Do I really need wick stickers, or can I skip them? You can skip them, but you will notice the difference. Without something holding the wick tab in place, hot wax can float the tab upward as you pour, or the wick can lean once the wax begins contracting as it cools. Wick stickers are inexpensive and available from any candle supply shop. Hot glue works as a substitute in a pinch, but it must be fully cool before the wax goes in.

Can I use a regular pencil instead of a wick centering bar? Yes. Rest two pencils parallel across the top of the jar, with the wick running between them. Wrap a rubber band around each pencil where it contacts the jar rim to stop them from rolling. It is not as tidy as a proper bar, but it holds the wick straight just as well.

Why does my wick keep moving toward the side of the jar as the wax cools? Wax contracts as it solidifies, and it contracts toward the center of the jar. If your wick tab was placed slightly off-center or the adhesive bond was not strong enough, the contracting wax can pull the wick off to one side. The fix is to press the wick tab down firmly before pouring and pour at the lower end of the recommended temperature range so the adhesive is not stressed by excessive heat.

How do I center a wick in a jar with a narrow neck?
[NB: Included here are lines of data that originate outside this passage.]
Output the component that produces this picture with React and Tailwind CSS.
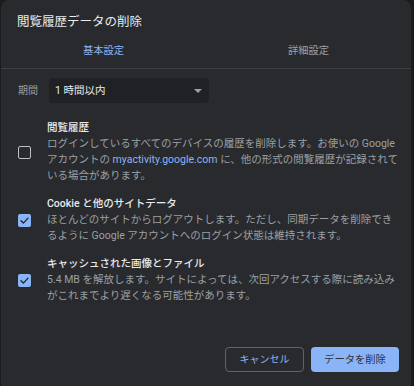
import React from "react";

const font = { fontFamily: 'Roboto, "Noto Sans CJK JP", sans-serif' };

function Check({ checked }) {
  if (checked) {
    return (
      <div className="w-[13px] h-[13px] rounded-[2px] bg-[#8ab4f8] flex items-center justify-center shrink-0">
        <svg width="11" height="11" viewBox="0 0 12 12" fill="none">
          <path d="M2.2 6.2 L4.8 8.8 L9.8 3.4" stroke="#202124" strokeWidth="1.4" strokeLinecap="round" strokeLinejoin="round" />
        </svg>
      </div>
    );
  }
  return <div className="w-[13px] h-[13px] rounded-[2px] border-[1.5px] border-[#bdc1c6] shrink-0" />;
}

function Item({ checked, title, lines }) {
  return (
    <div className="flex items-center gap-[16px] pl-[17px]">
      <Check checked={checked} />
      <div className="flex flex-col">
        <div className="text-[10.5px] leading-[16px] font-medium text-[#e8eaed] whitespace-nowrap">{title}</div>
        {lines.map((l, i) => (
          <div key={i} className="text-[10.5px] leading-[16px] text-[#9aa0a6] whitespace-nowrap">{l}</div>
        ))}
      </div>
    </div>
  );
}

export default function App() {
  return (
    <div className="w-[414px] h-[386px] bg-[#1a1b1d] pl-[1px] overflow-hidden" style={font}>
      <div className="w-[410px] h-[386px] bg-[#292a2d] rounded-t-[8px] flex flex-col">
        <div className="pl-[16px] pt-[14px] text-[12.5px] leading-[16px] text-[#e8eaed]">閲覧履歴データの削除</div>
        <div className="flex pt-[13px] pb-[9px] border-b border-[#3c4043]">
          <div className="flex-1 text-center text-[10.3px] leading-[16px] text-[#8ab4f8]">基本設定</div>
          <div className="flex-1 text-center text-[10.3px] leading-[16px] text-[#9aa0a6]">詳細設定</div>
        </div>
        <div className="flex items-center mt-[9px] pl-[17px] gap-[11px]">
          <div className="text-[10px] text-[#9aa0a6]">期間</div>
          <div className="w-[160px] h-[25px] rounded-[4px] bg-[#202124] flex items-center justify-between pl-[6px] pr-[7px]">
            <span className="text-[10.5px] text-[#e8eaed]">1 時間以内</span>
            <svg width="8" height="4" viewBox="0 0 8 4"><path d="M0 0 L8 0 L4 4 Z" fill="#9aa0a6" /></svg>
          </div>
        </div>
        <div className="flex flex-col gap-[12px] mt-[17px]">
          <Item
            checked={false}
            title="閲覧履歴"
            lines={[
              <>ログインしているすべてのデバイスの履歴を削除します。お使いの Google</>,
              <>アカウントの <span className="text-[#8ab4f8]">myactivity.google.com</span> に、他の形式の閲覧履歴が記録されて</>,
              <>いる場合があります。</>,
            ]}
          />
          <Item
            checked={true}
            title="Cookie と他のサイトデータ"
            lines={[
              "ほとんどのサイトからログアウトします。ただし、同期データを削除でき",
              "るように Google アカウントへのログイン状態は維持されます。",
            ]}
          />
          <Item
            checked={true}
            title="キャッシュされた画像とファイル"
            lines={[
              "5.4 MB を解放します。サイトによっては、次回アクセスする際に読み込み",
              "がこれまでより遅くなる可能性があります。",
            ]}
          />
        </div>
        <div className="flex justify-end gap-[7px] pr-[12px] mt-auto mb-[14px]">
          <button className="w-[79px] h-[25px] rounded-[4px] border border-[#5f6368] text-[10px] text-[#8ab4f8]">キャンセル</button>
          <button className="w-[88px] h-[25px] rounded-[4px] bg-[#8ab4f8] text-[10.3px] text-[#303134]">データを削除</button>
        </div>
      </div>
    </div>
  );
}
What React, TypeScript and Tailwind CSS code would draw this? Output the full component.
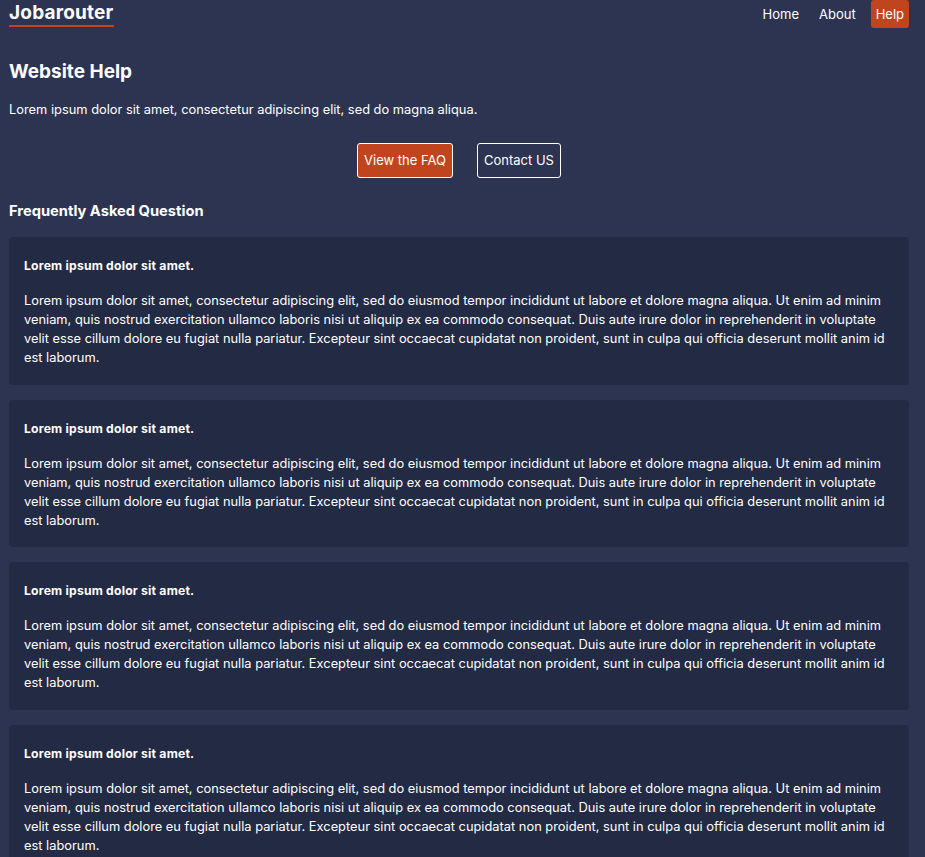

Use a thin bamboo skewer or a straightened wire to lower the wick tab into the jar and press it flat against the center of the bottom. A wooden skewer can double as the centering bar by resting across the jar's opening with the wick taped or knotted to it at the center point. This takes a bit more patience than working with a wide-mouth jar, but the same principles apply.

My candle burned down and the wick was centered, but one side still has more leftover wax than the other. What happened? This is often a drafts problem rather than a wick-placement problem. Air movement from a vent, a fan, or an open window pushes the flame to one side and creates an uneven melt pool over time. Try burning the candle in a draft-free spot to see if the burn evens out. A wick that is very slightly off-center or a wick that is undersized for the vessel can also cause this.